Why You Need Nostrils

Look in a mirror, and you'll notice that most sensory organs come in pairs. Having two eyes lets us perceive depth, and two ears are useful for locating sounds. But why two nostrils? Now neuroscientists have found evidence that this expands the range of scents we can smell.

For centuries, practitioners of yoga have known that one nostril breathes in air more rapidly than the other, and that the dominant nostril switches every few hours. (What happens is that one nasal passage swells, restricting air flow.) In fact, yogis advocate inhaling through the open nostril and breathing out through the constricted one, in the belief that this will stimulate the brain and "restore vitality" to the body. The yogic tradition is silent about what nostrils do for the sense of smell.

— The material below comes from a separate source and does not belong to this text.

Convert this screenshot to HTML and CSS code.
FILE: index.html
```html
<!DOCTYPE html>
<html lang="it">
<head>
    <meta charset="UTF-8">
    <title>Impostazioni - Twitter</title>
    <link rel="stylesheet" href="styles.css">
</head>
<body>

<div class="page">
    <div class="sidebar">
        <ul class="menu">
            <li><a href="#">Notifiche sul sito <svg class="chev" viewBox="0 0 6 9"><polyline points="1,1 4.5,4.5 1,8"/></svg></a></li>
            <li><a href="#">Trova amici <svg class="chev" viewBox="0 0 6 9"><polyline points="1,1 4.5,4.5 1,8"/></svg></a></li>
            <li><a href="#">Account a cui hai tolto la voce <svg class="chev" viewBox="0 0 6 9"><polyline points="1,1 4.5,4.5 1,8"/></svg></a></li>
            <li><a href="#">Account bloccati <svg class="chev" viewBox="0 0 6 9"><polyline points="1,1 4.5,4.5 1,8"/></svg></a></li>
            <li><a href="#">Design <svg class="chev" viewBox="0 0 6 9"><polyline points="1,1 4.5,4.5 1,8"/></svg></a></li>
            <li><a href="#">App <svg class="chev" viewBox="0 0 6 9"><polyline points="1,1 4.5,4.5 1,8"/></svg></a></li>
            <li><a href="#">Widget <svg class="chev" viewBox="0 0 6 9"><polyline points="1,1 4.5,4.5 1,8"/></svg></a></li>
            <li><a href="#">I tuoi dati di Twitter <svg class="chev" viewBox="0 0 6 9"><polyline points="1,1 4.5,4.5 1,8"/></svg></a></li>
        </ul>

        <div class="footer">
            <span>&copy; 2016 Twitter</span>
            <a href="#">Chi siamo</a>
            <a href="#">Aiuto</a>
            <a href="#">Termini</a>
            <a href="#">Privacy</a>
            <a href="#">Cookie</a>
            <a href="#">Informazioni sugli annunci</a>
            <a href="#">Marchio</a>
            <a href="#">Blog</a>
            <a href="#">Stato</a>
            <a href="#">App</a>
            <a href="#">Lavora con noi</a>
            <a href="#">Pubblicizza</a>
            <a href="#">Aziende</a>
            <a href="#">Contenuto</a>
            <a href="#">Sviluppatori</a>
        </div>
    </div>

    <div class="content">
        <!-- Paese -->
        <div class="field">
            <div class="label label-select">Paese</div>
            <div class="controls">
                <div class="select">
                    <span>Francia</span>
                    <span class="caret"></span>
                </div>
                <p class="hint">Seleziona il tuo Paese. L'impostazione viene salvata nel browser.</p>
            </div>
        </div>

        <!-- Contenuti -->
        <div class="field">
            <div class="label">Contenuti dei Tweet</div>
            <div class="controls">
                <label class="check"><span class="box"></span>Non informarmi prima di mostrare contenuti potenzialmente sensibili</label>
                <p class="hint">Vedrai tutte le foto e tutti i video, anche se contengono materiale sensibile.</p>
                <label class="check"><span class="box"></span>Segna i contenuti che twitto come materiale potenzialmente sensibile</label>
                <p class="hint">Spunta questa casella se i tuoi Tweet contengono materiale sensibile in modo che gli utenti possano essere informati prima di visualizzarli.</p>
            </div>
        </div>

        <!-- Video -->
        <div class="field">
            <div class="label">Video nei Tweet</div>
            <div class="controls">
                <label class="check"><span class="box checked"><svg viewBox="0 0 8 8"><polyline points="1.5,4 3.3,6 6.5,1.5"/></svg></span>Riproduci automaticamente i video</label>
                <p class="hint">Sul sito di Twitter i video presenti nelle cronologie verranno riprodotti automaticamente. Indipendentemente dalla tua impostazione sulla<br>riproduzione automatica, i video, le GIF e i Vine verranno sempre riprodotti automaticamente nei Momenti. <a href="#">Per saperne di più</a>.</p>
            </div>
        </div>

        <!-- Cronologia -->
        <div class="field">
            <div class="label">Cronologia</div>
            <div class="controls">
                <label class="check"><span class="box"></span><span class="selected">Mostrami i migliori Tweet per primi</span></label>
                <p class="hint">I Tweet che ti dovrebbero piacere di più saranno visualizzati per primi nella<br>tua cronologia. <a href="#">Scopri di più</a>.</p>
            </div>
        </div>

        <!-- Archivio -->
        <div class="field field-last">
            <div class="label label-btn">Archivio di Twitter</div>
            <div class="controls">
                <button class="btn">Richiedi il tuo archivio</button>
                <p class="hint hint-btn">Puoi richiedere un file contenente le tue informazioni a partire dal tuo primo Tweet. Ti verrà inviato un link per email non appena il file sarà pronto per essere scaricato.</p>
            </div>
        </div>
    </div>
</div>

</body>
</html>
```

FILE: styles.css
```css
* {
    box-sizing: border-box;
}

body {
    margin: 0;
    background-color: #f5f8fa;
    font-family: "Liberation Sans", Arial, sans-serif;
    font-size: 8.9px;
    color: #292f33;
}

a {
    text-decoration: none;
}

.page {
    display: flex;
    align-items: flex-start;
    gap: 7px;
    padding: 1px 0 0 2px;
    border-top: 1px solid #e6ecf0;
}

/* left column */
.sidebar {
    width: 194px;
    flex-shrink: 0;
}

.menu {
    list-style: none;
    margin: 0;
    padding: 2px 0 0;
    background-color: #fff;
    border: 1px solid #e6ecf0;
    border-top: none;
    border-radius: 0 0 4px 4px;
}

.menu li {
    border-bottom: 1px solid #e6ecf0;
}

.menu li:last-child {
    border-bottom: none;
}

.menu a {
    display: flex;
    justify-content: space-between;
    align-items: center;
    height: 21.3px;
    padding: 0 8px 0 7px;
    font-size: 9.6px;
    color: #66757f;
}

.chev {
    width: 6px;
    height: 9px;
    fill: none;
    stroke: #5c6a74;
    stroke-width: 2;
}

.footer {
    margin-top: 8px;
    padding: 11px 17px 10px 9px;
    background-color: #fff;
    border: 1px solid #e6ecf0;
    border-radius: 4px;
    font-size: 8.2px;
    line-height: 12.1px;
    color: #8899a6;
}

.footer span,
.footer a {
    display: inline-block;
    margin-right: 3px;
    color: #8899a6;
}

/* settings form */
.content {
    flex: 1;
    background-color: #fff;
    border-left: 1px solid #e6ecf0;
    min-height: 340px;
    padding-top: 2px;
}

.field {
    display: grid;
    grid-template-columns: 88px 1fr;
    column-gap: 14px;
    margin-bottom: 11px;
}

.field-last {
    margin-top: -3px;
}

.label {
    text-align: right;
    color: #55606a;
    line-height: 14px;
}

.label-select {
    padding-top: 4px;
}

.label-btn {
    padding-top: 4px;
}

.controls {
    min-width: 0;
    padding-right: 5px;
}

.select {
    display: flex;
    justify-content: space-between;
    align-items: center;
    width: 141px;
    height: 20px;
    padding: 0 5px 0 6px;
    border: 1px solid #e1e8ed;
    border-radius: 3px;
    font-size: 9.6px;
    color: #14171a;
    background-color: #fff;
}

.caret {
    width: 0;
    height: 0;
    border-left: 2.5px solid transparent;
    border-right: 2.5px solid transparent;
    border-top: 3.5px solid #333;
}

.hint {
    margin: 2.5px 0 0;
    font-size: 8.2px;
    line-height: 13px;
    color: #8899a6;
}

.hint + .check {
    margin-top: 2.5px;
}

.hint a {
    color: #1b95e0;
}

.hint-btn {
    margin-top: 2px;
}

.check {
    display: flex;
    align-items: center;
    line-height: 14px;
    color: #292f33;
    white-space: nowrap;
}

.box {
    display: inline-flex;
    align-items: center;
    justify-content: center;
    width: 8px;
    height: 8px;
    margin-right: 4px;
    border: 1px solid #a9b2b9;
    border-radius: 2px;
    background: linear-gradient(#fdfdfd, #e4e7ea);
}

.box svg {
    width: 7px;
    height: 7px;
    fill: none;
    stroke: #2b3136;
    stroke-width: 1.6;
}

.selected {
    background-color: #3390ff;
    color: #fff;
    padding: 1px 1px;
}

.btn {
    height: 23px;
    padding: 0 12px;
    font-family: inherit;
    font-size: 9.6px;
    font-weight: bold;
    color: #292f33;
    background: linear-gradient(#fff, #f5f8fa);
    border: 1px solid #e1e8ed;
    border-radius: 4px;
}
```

And so we turn to Noam Sobel, a neuroscientist at Stanford University, who has been studying the topic for 4 years. A friend of his one morning suggested over breakfast that the varying flow rates might mean the nostrils detect different chemicals. Skeptical, Sobel tested the idea by asking 20 healthy adults to sniff a blend of octane and carvone through one nostril at a time. Although the volunteers didn't know it, they were always inhaling the same mixture.

But that's not what they thought at all. In today's Nature, Sobel reports that 17 of the subjects described stronger whiffs of octane (a slowly absorbed chemical) when they used the more blocked nostril, and smelled more carvone (a rapidly absorbed chemical) through the clearer nostril. "These differences are subtle," says Sobel. "It's not as if one smells roses and the other smells cherries. But I think it will be fundamental in understanding the sense of smell." With each nostril able to detect different kinds of chemicals, he says, that would expand the variety of odors that can be detected.

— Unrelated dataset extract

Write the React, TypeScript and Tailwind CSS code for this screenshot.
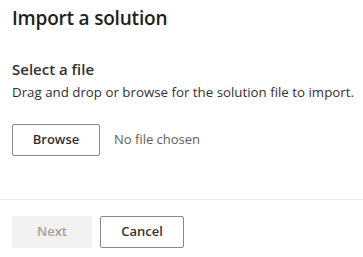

The "simple but smart" experiment, as neurobiologist James Bower of the California Institute of Technology calls it, suggests that human smell is more sophisticated than previously thought. "My guess is that Noam has discovered the tip of an iceberg, and that there's a lot more fine regulation of olfaction in the human nose," he says. This understanding might one day lead to the development of better "artificial noses" that could, for example, sniff out traces of explosives.